The process involves making a complaint to a court. In order to accept your complaint it must be made within 6 months of the last occurrence. However, we recommend using the process for matters that are ongoing in order to resolve current problems unless it can be proven that the nuisance is likely to recur. In order for an abatement order to be issued by the court you must be able to prove that the nuisance is in existence at the date of the court hearing (or be able to prove that it is likely to recur).
The standard is the same under this section as those enforced by the local authority. The personal comfort of the person aggrieved (or their family members) must be affected to a sufficient degree for a statutory nuisance to exist; in addition, the noise must be excessive and unreasonable. See our section on statutory nuisance.
The “person responsible” for the nuisance is usually the person making the noise but may be a parent or guardian in some circumstances. If the problem is due to a structural defect the person responsible is likely to be the owner of the property.
The “person aggrieved” is usually the person who is suffering from the noise. If there is more than one person/household each may bring their own complaint or make a combined complaint.
Preparing Your Case
If you do take your own action you should prepare your case carefully, gather plenty of evidence and follow legal procedures very carefully. As always with statutory nuisance the quality and quantity of your evidence will be the key to your success. You should be able to provide evidence meeting a high standard.
Keep a copy of all correspondence and log all of your observations and conversations carefully.
Following the Correct Steps
There are some important steps that should be followed if you wish to take your own action including providing a written warning to your neighbour. You will need to follow the following steps (making sure that at all times you continue to record your evidence):
Approach the person responsible and politely explain the nature of the problem. You may have already done this. Alternatively, you may write to the person responsible. The main thing is that you let them know that there is a problem and give them a chance to rectify the situation.
If, after a reasonable period of time, the noise persists at an unreasonable level write to the person responsible for the nuisance. Specify the matters being complained of. Inform them that if the nuisance is not abated or reduced to an acceptable level within a period of 14 days a formal complaint will be made to the local Magistrates’ Court. Keep a record of the time and date of service. We have an example form in our download/resources section.
After the 14 day time period has expired and, assuming the nuisance has not abated, you may make a complaint to the Court (either directly yourself or through a solicitor). This is done by laying information accompanied by a notice of intention (the latter of which will be necessary for informing the person responsible). Keep a record of the time and date of making the complaint. We have an example form in our download/resources section. Find your local court.

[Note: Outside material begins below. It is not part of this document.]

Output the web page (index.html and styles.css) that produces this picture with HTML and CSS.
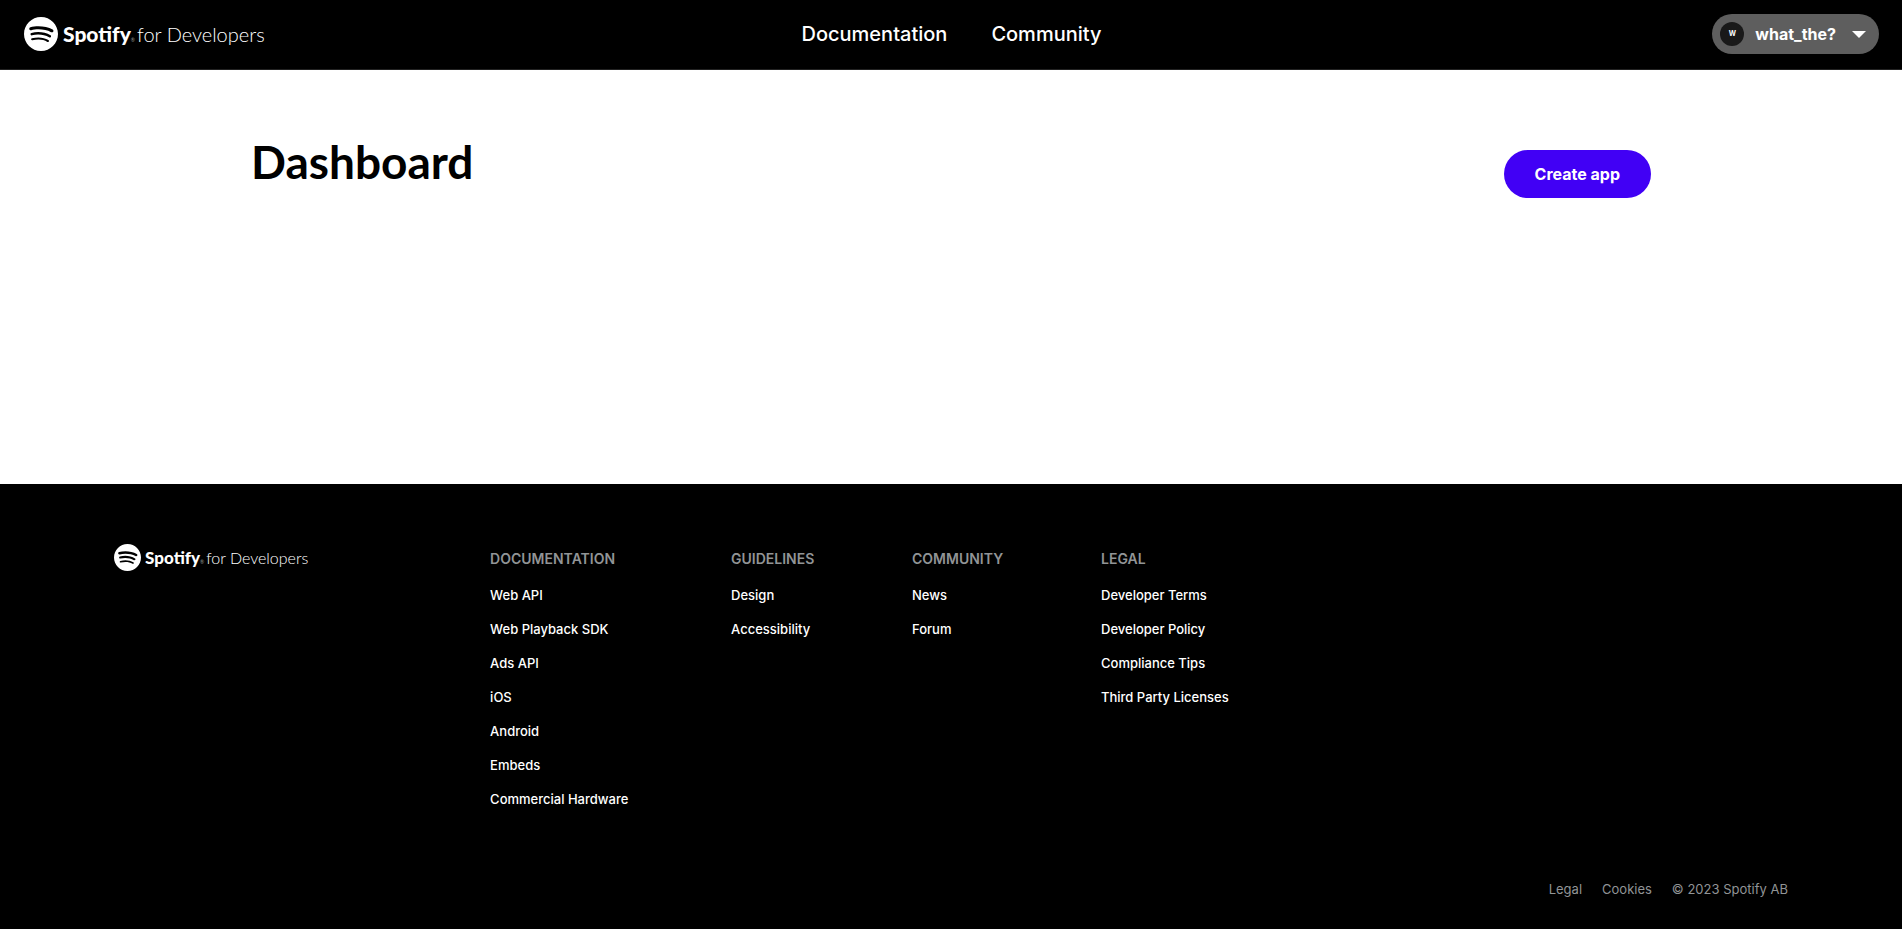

A justice will examine your complaint and determine whether or not to issue a summons to the person responsible. They will issue a hearing date and a summons for the defendant in the case (the person responsible). You will need to serve the summons on that person properly; either by delivering it by hand or by posting it to the address where they live. Keep a record of the time, date of service and how it was served.
In court you will both have a chance to present your evidence. You both may provide oral and documented evidence yourself and call witnesses to do the same. Both parties may have employed solicitors and enlisted the support of an expert.
If, after hearing the evidence from both parties, the court is of the opinion that a statutory nuisance exists they may make an order that requires the defendant to abate and/or prevent the recurrence of the nuisance within a specified time period. They may include works that must be taken. Breach of an abatement order is an offence.
The court may also fine the defendant up to a maximum £5000. However, it is likely to be considerably less.
The person responsible may appeal against the decision of the court.
Costs and Compensation
As well as a fine the proceedings may lead to a compensation order and costs being awarded. The criminal compensation order is awarded to the victim at the discretion of the court. Whilst the compensation order may be granted up to a level of £5000 the court will often award a modest sum, if at all; the level of which depends upon the evidence put forward. It will also only relate to the period between the expiry of the notice of your intention and the hearing itself. You will need to be prepared to make a formal application for the award along with detail of any losses incurred through the sufferance of the nuisance. However, a separate civil action for damages may also be made.
Success with Section 82
Your chances of success and willingness to proceed with a s.82 complaint may be influenced by a number of factors including:
• Unfamiliarity with the process of following strict legal procedures (such as the service of documents).
• Being uncomfortable representing yourself in court or finding the costs of instructing a solicitor prohibitive.
• The prospect of being held liable for the costs (which may be considerable) of the other party and well as their own if you are unsuccessful.
• The fact that proceedings are criminal in nature, requiring the higher standard of proof (as opposed to procedures relating to abatement notices served by the local authority which are civil).
• The need for rigorous evidence perhaps without the qualification of experience or knowledge of the field and the law.
Section 82 was a great introduction to the law of statutory nuisance in the Environmental Protection Act 1990. It provides victims with the ability to access justice locally and efficiently. However, the procedures must not be entered into frivolously.